More concretely, this environment favors protocols that offer predictable, code-enforced yield rather than leveraged farming. I’ve seen the 2020 experiment: when the Fed dropped rates to zero, every leveraged yield strategy looked brilliant. But when the cost of capital rose, the structural fragility of those strategies was exposed. In the red, we find the structural truth.
Today, a protocol like MakerDAO’s sDAI (which captures real-world asset yields) becomes more attractive than a volatile LP position. The fixed-income on-chain market is nascent but necessary. The Fed’s hawkish shift accelerates the demand for on-chain bonds and tokenized treasuries. Ondo Finance’s OUSG is already seeing inflows. This is not a bull market story; it is an infrastructure story.

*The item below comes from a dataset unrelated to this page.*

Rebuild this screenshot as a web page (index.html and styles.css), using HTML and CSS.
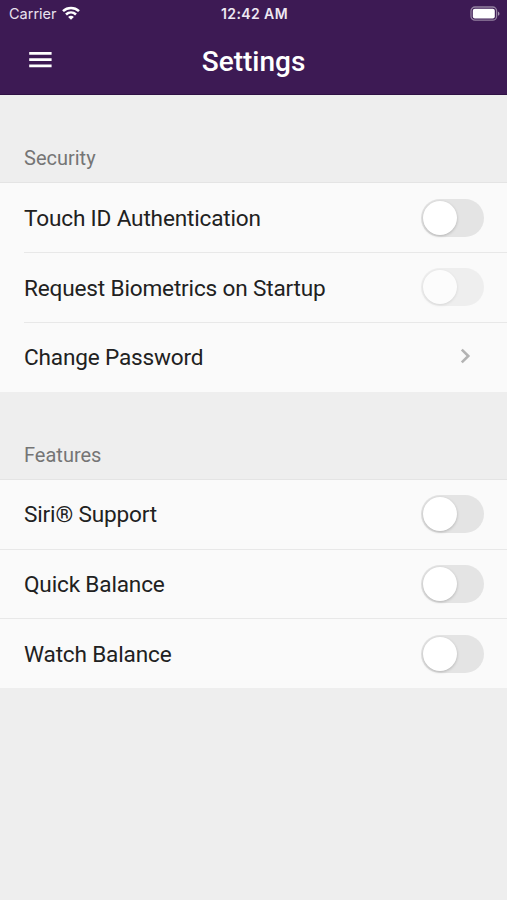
FILE: index.html
```html
<!DOCTYPE html>
<html lang="en">
<head>
<meta charset="utf-8">
<title>Settings</title>
<link rel="stylesheet" href="styles.css">
</head>
<body>
<header class="header">
  <div class="status">
    <div class="carrier"><span>Carrier</span>
      <svg class="wifi" width="18" height="14" viewBox="0 0 18 14" fill="none" stroke="#fff" stroke-width="2.6"><path d="M1 5.1C5.6.9 12.4.9 17 5.1M4 8.5c2.9-2.7 7.1-2.7 10 0"/><path d="M6.1 10.9c1.7-1.6 4.1-1.6 5.8 0L9 13.8z" fill="#fff" stroke="none"/></svg>
    </div>
    <span class="time">12:42 AM</span>
    <svg class="battery" width="30" height="16" viewBox="0 0 30 16"><rect x="1" y="1" width="25.6" height="13.2" rx="4" fill="none" stroke="#fff" stroke-opacity=".45" stroke-width="1.3"/><rect x="2.8" y="2.8" width="22" height="9.6" rx="2" fill="#fff"/><path d="M28 5.4c2 .8 2 3.6 0 4.4z" fill="#fff" fill-opacity=".55"/></svg>
  </div>
  <div class="toolbar">
    <svg class="menu" width="24" height="18" viewBox="0 0 24 18" fill="#fff"><path d="M1.2 1h22.4v2.8H1.2zM1.2 7.2h22.4V10H1.2zM1.2 13.4h22.4v2.8H1.2z"/></svg>
    <h1 class="title">Settings</h1>
  </div>
</header>
<main>
  <h2 class="section">Security</h2>
  <ul class="list inset">
    <li class="row"><span class="label">Touch ID Authentication</span><span class="switch"><span class="knob"></span></span></li>
    <li class="row"><span class="label">Request Biometrics on Startup</span><span class="switch disabled"><span class="knob"></span></span></li>
    <li class="row"><span class="label">Change Password</span><svg class="chevron" width="11" height="16" viewBox="0 0 11 16" fill="none" stroke="#b3b3b3" stroke-width="2.6"><path d="M1.8 1.6 8.3 8l-6.5 6.4"/></svg></li>
  </ul>
  <h2 class="section">Features</h2>
  <ul class="list">
    <li class="row"><span class="label">Siri® Support</span><span class="switch"><span class="knob"></span></span></li>
    <li class="row"><span class="label">Quick Balance</span><span class="switch"><span class="knob"></span></span></li>
    <li class="row"><span class="label">Watch Balance</span><span class="switch"><span class="knob"></span></span></li>
  </ul>
</main>
</body>
</html>
```
FILE: styles.css
```css
* { box-sizing: border-box; }
body {
  margin: 0;
  min-height: 900px;
  background: #eee;
  font-family: Roboto, "Liberation Sans", sans-serif;
  color: #212121;
}
.header {
  height: 95px;
  background: #3d1a54;
  border-bottom: 1px solid #2f1144;
  color: #fff;
}
.status {
  height: 28px;
  display: grid;
  grid-template-columns: 1fr auto 1fr;
  align-items: center;
  padding: 0 7px 0 9px;
  font: 14.5px/28px Inter, sans-serif;
}
.carrier { display: flex; align-items: center; gap: 5px; color: #e9e2ee; }
.wifi { display: block; margin-top: -2px; }
.time { font-weight: 600; font-size: 14px; color: #eee8f2; letter-spacing: .4px; }
.battery { justify-self: end; margin-top: -1px; }
.toolbar {
  height: 66px;
  display: grid;
  grid-template-columns: 1fr auto 1fr;
  align-items: center;
}
.menu { margin: -3px 0 0 28px; }
.title { margin: 1px 0 0; font-size: 28px; line-height: 34px; font-weight: 500; }
.section {
  height: 87px;
  margin: 0;
  padding: 50px 24px 0;
  font-size: 20px;
  line-height: 26px;
  font-weight: 400;
  color: #757575;
}
.list { margin: 0; padding: 0; list-style: none; background: #fafafa; border-top: 1px solid #e4e4e4; }
.row {
  height: 69.6px;
  display: flex;
  align-items: center;
  justify-content: space-between;
  padding: 0 23px 0 24px;
}
.row:first-child { height: 69px; }
.row:last-child { height: 70px; }
.row + .row { border-top: 1px solid #e8e8e8; }
.inset .row { margin-left: 24px; padding-left: 0; }
.label { margin-top: 2.5px; font-size: 22.6px; line-height: 30px; letter-spacing: -.17px; }
.inset .row:last-child .label { margin-top: 1px; }
.switch {
  width: 63px;
  height: 38px;
  border-radius: 19px;
  padding: 2px;
  background: #e4e4e4;
}
.knob {
  display: block;
  width: 34px;
  height: 34px;
  border-radius: 50%;
  background: #fff;
  box-shadow: 0 1px 3px rgba(0, 0, 0, .22);
}
.disabled { opacity: .5; }
.chevron { margin: -2px 13px 0 0; }
```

Governance is the art of managing disagreement. Warsh’s move creates disagreement between those who think crypto is correlated and those who think it is uncorrelated. That disagreement is a liquidity opportunity.
Takeaway: The Future Is Higher for Longer — Build Accordingly
Warsh’s testimony is not a one-day event. It is the beginning of a new regime. The five working groups mean that the Fed will be internalizing this shift for months. Every piece of data will be interpreted through a hawkish lens. The market will oscillate between hope and fear, but the structural trend is clear.
Code does not lie, but it does leave traces. The trace here is that the Fed is willing to accept economic pain to kill inflation. Crypto protocols that assume a return to easy money within two quarters are building on sand. The ones that survive will be those that hardcode risk parameters for a persistent high-rate world — dynamic collaterals, interest rate caps, and treasury diversification.
Stability is a bug in a volatile system. Warsh just made the system more volatile. That is good for those who understand the code, and dangerous for those who only understand the hype.